Here's what we know. In 1930, Margarethe Schmidt lived with her mother in a relatively large house, and kept Asra, a Great Dane. Asra gave birth to five puppies, and the Schmidts took in a terrier. Somewhere along the line, all the dogs began learning to talk. And at some later point along the line, reports went out that these talking, spelling, and "reasoning," dogs, would go out into the battlefields and the villages and start working for the Nazis.


The idea that dogs could talk was not unprecedented in Germany. In the 1920s, a dog named Don, that would bark his name, tell people he was hungry, and ask for "kuche," became a celebrity and brought his owner a great deal of wealth.
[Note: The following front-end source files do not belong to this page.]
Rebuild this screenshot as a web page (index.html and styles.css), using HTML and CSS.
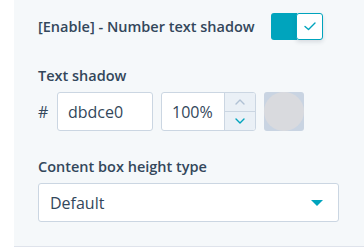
FILE: index.html
```html
<!DOCTYPE html>
<html>
<head>
  <title>Text shadow settings</title>
  <link rel="stylesheet" href="styles.css">
</head>
<body>
  <div class="panel">
    <div class="toggle-row">
      <span class="field-label">[Enable] - Number text shadow</span>
      <div class="toggle">
        <div class="toggle-on"></div>
        <div class="toggle-knob">
          <svg width="12" height="9" viewBox="0 0 12 9"><path d="M1 4.5 L4.5 7.5 L11 1" fill="none" stroke="#00a4bd" stroke-width="1.4" stroke-linecap="round" stroke-linejoin="round"/></svg>
        </div>
      </div>
    </div>

    <div class="field">
      <div class="field-label">Text shadow</div>
      <div class="color-row">
        <span class="hash">#</span>
        <div class="input hex-input">dbdce0</div>
        <div class="input opacity-input">
          <span class="opacity-value">100%</span>
          <div class="stepper">
            <div class="step">
              <svg width="10" height="6" viewBox="0 0 10 6"><path d="M1 5 L5 1 L9 5" fill="none" stroke="#b0c1d4" stroke-width="1.4" stroke-linecap="round" stroke-linejoin="round"/></svg>
            </div>
            <div class="step step-down">
              <svg width="10" height="6" viewBox="0 0 10 6"><path d="M1 1 L5 5 L9 1" fill="none" stroke="#00a4bd" stroke-width="1.4" stroke-linecap="round" stroke-linejoin="round"/></svg>
            </div>
          </div>
        </div>
        <div class="swatch">
          <div class="swatch-color"></div>
        </div>
      </div>
    </div>

    <div class="field">
      <div class="field-label">Content box height type</div>
      <div class="select">
        <span>Default</span>
        <span class="caret"></span>
      </div>
    </div>
  </div>
</body>
</html>
```

FILE: styles.css
```css
body {
  margin: 0;
  background-color: #ffffff;
  font-family: "Open Sans", "Noto Sans", sans-serif;
  color: #33475b;
}

.panel {
  margin-left: 14px;
  height: 247px;
  box-sizing: border-box;
  background-color: #f5f8fa;
  border-bottom: 1px solid #dfe3eb;
  padding: 13px 25px 0 24px;
}

.toggle-row {
  display: flex;
  align-items: center;
  height: 27px;
}

.toggle-row .field-label {
  width: 233px;
}

.field-label {
  font-size: 14.5px;
  font-weight: 600;
  line-height: 18px;
}

.toggle {
  display: flex;
  width: 52px;
  height: 27px;
}

.toggle-on {
  width: 27px;
  background-color: #00a4bd;
  border-radius: 3px 0 0 3px;
}

.toggle-knob {
  width: 25px;
  margin-left: -1px;
  background-color: #ffffff;
  border: 1px solid #00a4bd;
  border-radius: 3px;
  box-shadow: 0 2px 4px rgba(45, 62, 80, 0.15);
  display: flex;
  align-items: center;
  justify-content: center;
}

.field {
  margin-top: 27px;
}

.field + .field {
  margin-top: 27px;
}

.color-row {
  display: flex;
  align-items: center;
  margin-top: 7px;
}

.hash {
  width: 19px;
  font-size: 16px;
}

.input {
  height: 39px;
  box-sizing: border-box;
  background-color: #ffffff;
  border: 1px solid #cbd6e2;
  border-radius: 3px;
  font-size: 16px;
  line-height: 20px;
}

.hex-input {
  width: 96px;
  padding: 9px 10px;
}

.opacity-input {
  width: 95px;
  margin-left: 8px;
  display: flex;
  overflow: hidden;
}

.opacity-value {
  flex: 1;
  padding: 9px 0 0 10px;
}

.stepper {
  width: 30px;
  background-color: #eaf0f6;
  border-left: 1px solid #cbd6e2;
  display: flex;
  flex-direction: column;
}

.step {
  flex: 1;
  display: flex;
  align-items: center;
  justify-content: center;
}

.step-down {
  border-top: 1px solid #cbd6e2;
}

.swatch {
  width: 40px;
  height: 39px;
  margin-left: 8px;
  background-color: #c9d4e2;
  border-radius: 3px;
  position: relative;
}

.swatch-color {
  position: absolute;
  top: 0;
  left: 0;
  width: 40px;
  height: 39px;
  border-radius: 50%;
  background-color: #d9dade;
}

.select {
  margin-top: 7px;
  width: 301px;
  height: 39px;
  box-sizing: border-box;
  background-color: #ffffff;
  border: 1px solid #cbd6e2;
  border-radius: 3px;
  display: flex;
  align-items: center;
  justify-content: space-between;
  padding: 0 15px 0 11px;
  font-size: 16px;
}

.caret {
  width: 0;
  height: 0;
  border-left: 6px solid transparent;
  border-right: 6px solid transparent;
  border-top: 6px solid #00a4bd;
}
```
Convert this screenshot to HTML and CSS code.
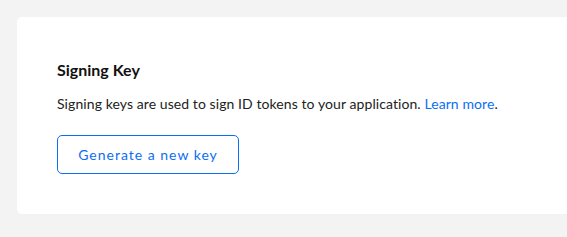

The Nazis harbored a sentimentality for animals, and a belief in the deep connection between humans and nature. Great Danes speaking German and helping their human comrades didn't seem that crazy. This might be why German newspapers published plans for educated dogs taking over low-level command posts and helping out on the battlefields. One dog, Rolf, reportedly learned to spell with his paw. He spelled out his thoughts on religion - in between hitting on women and asking them if he could wag their tails. Margarethe Schmidt was referred to as an "animal psychologist," in these pieces. Possible uses for the new educated dogs that she churned out were bandied about in the German power structure.

On the other hand, people who actually saw the educated wonder dogs generally agreed that they saw little more than the Clever Hans effect. Clever Hans was a horse who was said to talk and to do math problems by tapping his hoof, but was shown to be responding to clues in the body language of his trainer and the people around him. When the crowd relaxed back (after the proper number of taps that had been achieved), Hans stopped tapping. Animal behaviorists have, ever since, had to take pains not to let their expressions or body language show when they are gauging animal reaction.


The "speaking" dogs didn't speak. One guest was told they all had colds. They seemed to respond to trainers and to rehearsed commands. After the war - and after posing for a lot of pictures with her educated dogs - Margarethe Schmidt agreed with this assessment, saying that she received no money from the Nazi government and had no real plans with them. She was only running a sort of circus.

So the question remains a mystery. Did Germany actually try to train an army of talking Nazi dogs?